_Required task_. Find each line holding the word "styles" and give the number of such lines, nothing else.

========================

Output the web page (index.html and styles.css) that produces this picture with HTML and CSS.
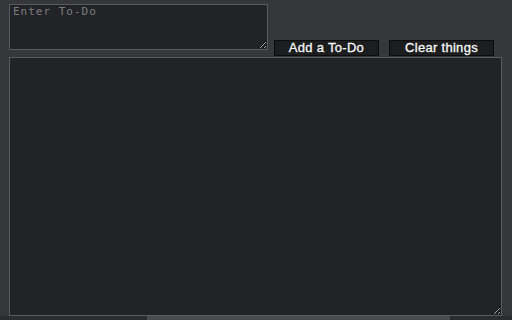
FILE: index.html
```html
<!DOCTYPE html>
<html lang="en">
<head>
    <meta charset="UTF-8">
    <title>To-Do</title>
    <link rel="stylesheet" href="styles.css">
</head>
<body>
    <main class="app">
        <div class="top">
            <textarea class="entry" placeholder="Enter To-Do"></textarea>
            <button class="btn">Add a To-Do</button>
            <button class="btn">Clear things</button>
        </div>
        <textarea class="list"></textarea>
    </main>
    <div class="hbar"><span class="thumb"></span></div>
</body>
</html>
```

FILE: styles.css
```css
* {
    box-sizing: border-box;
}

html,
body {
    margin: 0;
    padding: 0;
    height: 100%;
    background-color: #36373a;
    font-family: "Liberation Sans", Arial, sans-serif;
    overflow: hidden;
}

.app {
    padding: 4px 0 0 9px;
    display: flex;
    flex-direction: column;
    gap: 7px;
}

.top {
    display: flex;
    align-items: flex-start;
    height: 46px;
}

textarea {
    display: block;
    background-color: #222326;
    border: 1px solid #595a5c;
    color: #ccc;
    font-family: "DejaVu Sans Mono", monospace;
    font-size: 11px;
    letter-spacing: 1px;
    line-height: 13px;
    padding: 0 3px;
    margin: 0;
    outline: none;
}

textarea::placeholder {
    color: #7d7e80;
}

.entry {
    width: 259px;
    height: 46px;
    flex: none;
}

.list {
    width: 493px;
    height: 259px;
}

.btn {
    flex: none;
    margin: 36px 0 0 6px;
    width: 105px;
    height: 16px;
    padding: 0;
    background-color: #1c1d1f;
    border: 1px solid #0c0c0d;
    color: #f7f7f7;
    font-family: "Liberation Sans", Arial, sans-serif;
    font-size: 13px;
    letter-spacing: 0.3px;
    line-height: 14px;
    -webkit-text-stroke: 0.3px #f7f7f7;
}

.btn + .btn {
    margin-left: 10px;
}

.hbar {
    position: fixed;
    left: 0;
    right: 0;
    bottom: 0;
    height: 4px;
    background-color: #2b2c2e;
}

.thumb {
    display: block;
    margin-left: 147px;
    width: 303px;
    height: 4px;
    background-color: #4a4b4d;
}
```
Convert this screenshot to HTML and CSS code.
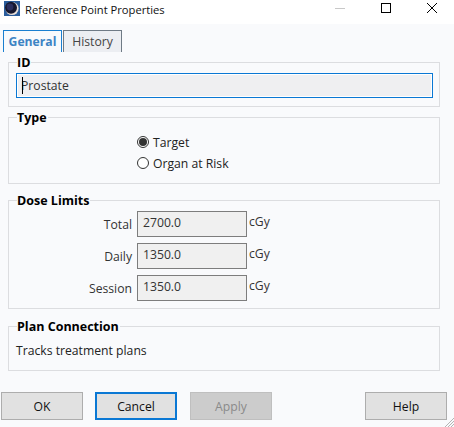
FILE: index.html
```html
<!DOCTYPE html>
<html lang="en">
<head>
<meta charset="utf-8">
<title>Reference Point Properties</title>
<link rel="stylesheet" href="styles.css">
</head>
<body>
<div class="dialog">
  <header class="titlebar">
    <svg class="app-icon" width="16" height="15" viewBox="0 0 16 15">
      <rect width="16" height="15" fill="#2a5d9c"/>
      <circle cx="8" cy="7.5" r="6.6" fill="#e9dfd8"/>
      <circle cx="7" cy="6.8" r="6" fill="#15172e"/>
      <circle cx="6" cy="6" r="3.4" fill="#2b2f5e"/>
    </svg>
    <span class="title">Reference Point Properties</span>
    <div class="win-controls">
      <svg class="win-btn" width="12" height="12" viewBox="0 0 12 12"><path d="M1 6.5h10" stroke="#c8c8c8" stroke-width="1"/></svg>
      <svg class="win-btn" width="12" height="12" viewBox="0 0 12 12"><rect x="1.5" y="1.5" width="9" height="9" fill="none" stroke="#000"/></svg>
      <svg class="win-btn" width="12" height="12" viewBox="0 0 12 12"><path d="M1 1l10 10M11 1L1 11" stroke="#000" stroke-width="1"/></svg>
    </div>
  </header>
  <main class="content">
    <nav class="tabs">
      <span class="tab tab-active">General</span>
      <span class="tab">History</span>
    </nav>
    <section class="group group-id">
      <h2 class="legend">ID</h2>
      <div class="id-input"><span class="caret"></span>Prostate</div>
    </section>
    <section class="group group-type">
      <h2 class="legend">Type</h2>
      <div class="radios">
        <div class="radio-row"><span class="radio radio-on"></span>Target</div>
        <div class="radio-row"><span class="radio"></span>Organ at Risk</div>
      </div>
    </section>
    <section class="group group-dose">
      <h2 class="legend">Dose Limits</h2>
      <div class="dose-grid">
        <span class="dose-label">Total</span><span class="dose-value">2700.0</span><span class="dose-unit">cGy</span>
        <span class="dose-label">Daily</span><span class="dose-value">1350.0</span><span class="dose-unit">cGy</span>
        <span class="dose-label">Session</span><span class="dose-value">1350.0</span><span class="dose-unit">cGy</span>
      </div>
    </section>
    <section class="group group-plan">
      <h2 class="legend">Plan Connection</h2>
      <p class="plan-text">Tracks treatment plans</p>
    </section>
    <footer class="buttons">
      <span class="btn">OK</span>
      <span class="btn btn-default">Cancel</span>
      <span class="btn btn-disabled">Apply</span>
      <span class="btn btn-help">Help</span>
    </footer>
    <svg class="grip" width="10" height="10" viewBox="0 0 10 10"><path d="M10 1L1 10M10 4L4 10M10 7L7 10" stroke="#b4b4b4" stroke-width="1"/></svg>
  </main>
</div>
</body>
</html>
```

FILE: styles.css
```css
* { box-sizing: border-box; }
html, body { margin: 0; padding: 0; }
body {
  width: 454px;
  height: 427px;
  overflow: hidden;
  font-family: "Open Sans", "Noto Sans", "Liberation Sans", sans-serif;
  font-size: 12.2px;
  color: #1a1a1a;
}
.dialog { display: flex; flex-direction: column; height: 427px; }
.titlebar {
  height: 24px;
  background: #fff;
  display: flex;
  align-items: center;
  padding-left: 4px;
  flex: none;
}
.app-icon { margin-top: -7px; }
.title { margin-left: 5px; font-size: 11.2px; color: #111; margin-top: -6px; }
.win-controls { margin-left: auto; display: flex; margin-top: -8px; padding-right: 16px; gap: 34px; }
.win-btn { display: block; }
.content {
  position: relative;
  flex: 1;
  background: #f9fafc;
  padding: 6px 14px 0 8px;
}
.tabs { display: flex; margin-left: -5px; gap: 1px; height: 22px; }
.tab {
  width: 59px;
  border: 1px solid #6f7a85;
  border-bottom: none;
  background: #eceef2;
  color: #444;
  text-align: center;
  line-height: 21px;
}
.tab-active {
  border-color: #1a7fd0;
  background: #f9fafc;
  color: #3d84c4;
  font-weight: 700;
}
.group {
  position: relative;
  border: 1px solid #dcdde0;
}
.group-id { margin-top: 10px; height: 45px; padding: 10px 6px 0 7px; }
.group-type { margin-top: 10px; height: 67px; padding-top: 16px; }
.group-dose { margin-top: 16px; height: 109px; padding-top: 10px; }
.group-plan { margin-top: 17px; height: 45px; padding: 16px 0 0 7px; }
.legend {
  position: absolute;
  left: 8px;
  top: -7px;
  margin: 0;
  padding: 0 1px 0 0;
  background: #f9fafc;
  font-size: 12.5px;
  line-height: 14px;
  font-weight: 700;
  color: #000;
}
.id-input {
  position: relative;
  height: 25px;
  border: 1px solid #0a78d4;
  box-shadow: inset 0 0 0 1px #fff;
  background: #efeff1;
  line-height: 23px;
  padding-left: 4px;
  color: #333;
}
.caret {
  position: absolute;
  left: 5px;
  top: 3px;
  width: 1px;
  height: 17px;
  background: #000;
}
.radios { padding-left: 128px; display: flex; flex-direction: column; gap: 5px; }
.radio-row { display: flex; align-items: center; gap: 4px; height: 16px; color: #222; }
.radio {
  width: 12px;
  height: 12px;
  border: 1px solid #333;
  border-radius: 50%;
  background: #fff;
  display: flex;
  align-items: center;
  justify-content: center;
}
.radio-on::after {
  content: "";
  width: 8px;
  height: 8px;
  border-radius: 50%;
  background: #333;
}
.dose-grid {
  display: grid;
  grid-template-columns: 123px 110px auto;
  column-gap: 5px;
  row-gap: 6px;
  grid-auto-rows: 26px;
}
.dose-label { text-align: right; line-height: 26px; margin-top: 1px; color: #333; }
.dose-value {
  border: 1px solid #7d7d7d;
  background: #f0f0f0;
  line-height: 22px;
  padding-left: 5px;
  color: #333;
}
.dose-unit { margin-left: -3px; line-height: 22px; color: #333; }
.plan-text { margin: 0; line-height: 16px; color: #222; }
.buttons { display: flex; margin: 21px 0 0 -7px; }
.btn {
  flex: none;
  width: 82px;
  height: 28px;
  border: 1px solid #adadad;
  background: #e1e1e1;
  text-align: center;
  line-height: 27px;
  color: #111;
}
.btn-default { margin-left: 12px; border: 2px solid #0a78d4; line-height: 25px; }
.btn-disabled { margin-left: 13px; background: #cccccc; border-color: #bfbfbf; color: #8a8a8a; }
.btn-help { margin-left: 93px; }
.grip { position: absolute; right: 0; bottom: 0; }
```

========================

_Written solution_. 5